Por Migdalia González.
En Puerto Rico, hablar del alto costo de vida se ha convertido en una conversación cotidiana. Cada vez que vamos al supermercado, a la farmacia o simplemente pagamos la factura de la luz, nos enfrentamos a una realidad dura: el dinero no rinde. Pero quienes más están sintiendo este peso son nuestros adultos mayores. Ellos, que trabajaron toda su vida, que levantaron familias y aportaron al desarrollo de nuestra sociedad, hoy se ven forzados a tomar decisiones impensables: escoger entre pagar sus medicamentos o poner un plato completo de comida en la mesa.
Las pensiones y los beneficios que reciben, en la mayoría de los casos, no alcanzan para cubrir las necesidades básicas. El aumento en el costo de alimentos, la gasolina, los servicios esenciales y los gastos médicos ha convertido la vejez en un tiempo de incertidumbre, cuando debería ser una etapa de tranquilidad y descanso. Lo que antes era suficiente para vivir, hoy apenas les permite sobrevivir.
Peor aún, estamos viendo cómo muchos adultos mayores, en vez de disfrutar su retiro, se ven obligados a regresar al mundo laboral. Los encontramos trabajando en supermercados, tiendas, restaurantes o cualquier lugar donde puedan recibir un ingreso adicional. Lo hacen no por gusto, sino por necesidad. Esta situación refleja no solo una crisis económica, sino también un problema social y moral: como país no hemos asegurado que quienes nos precedieron tengan las condiciones dignas que merecen.

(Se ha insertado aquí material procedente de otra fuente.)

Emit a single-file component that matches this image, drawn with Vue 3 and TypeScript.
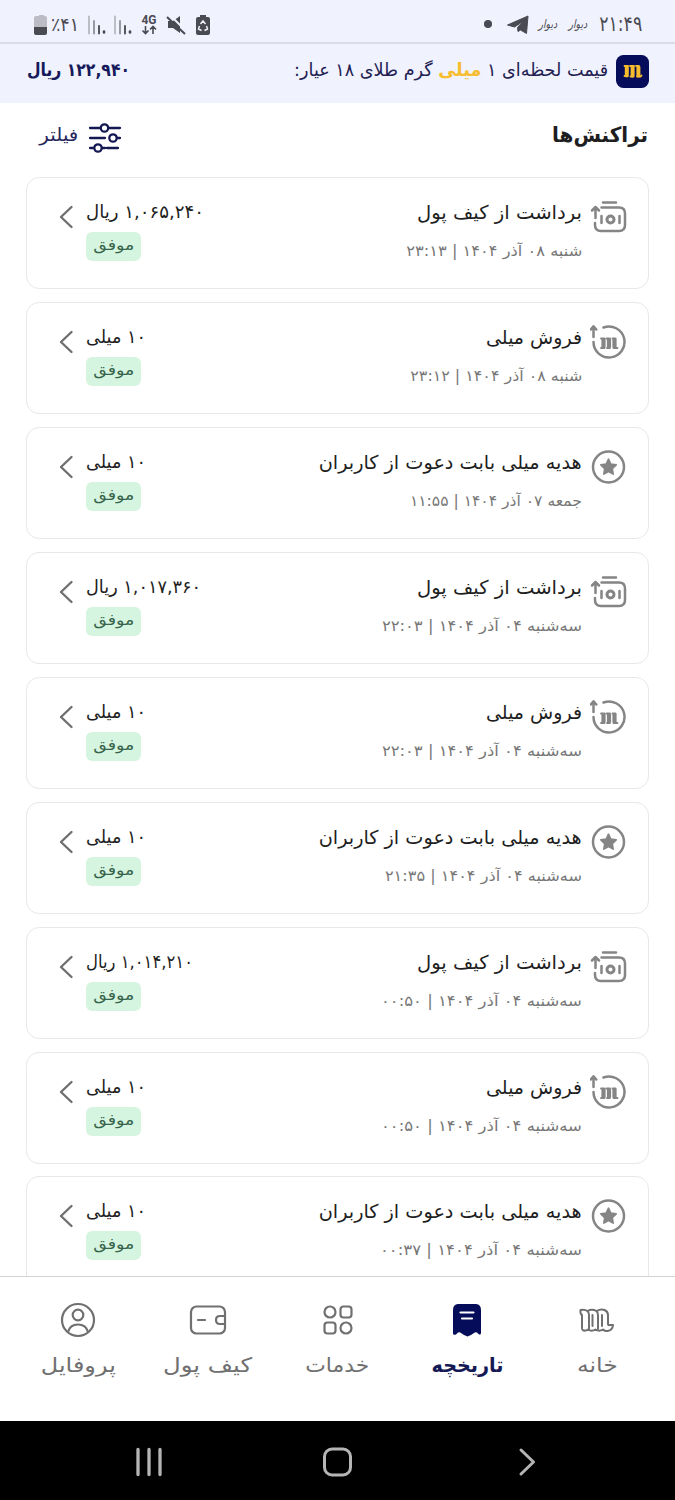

El costo humano de esta realidad es alto. La vejez trae consigo condiciones de salud que requieren cuidados especiales, visitas médicas constantes y tratamientos costosos. ¿Cómo es posible que muchos tengan que sacrificarse físicamente para poder costear lo que debería ser garantizado como un derecho? En vez de preocuparse por su bienestar y sus familias, viven atrapados en una carrera contra la inflación y el abandono.
Es momento de que como sociedad levantemos la voz. Necesitamos políticas públicas que atiendan de manera directa esta situación: revisar y fortalecer el sistema de pensiones, ampliar programas de asistencia alimentaria y médica, y crear incentivos reales para que nuestros adultos mayores puedan vivir sin la carga de buscar empleo a una edad en la que deberían estar descansando.
Pero este llamado no es solo para el gobierno. También es para todos nosotros. Debemos mirar a nuestros padres, madres y abuelos con gratitud y respeto. Necesitamos promover la solidaridad, la empatía y el apoyo comunitario. No podemos permitir que la indiferencia siga normalizando el sufrimiento de quienes nos dieron tanto.
La pregunta que debemos hacernos es sencilla pero profunda: ¿cómo queremos que nos traten a nosotros cuando lleguemos a esa etapa de la vida? La respuesta debería impulsarnos a la acción. Nuestros adultos mayores merecen vivir con dignidad, no simplemente sobrevivir.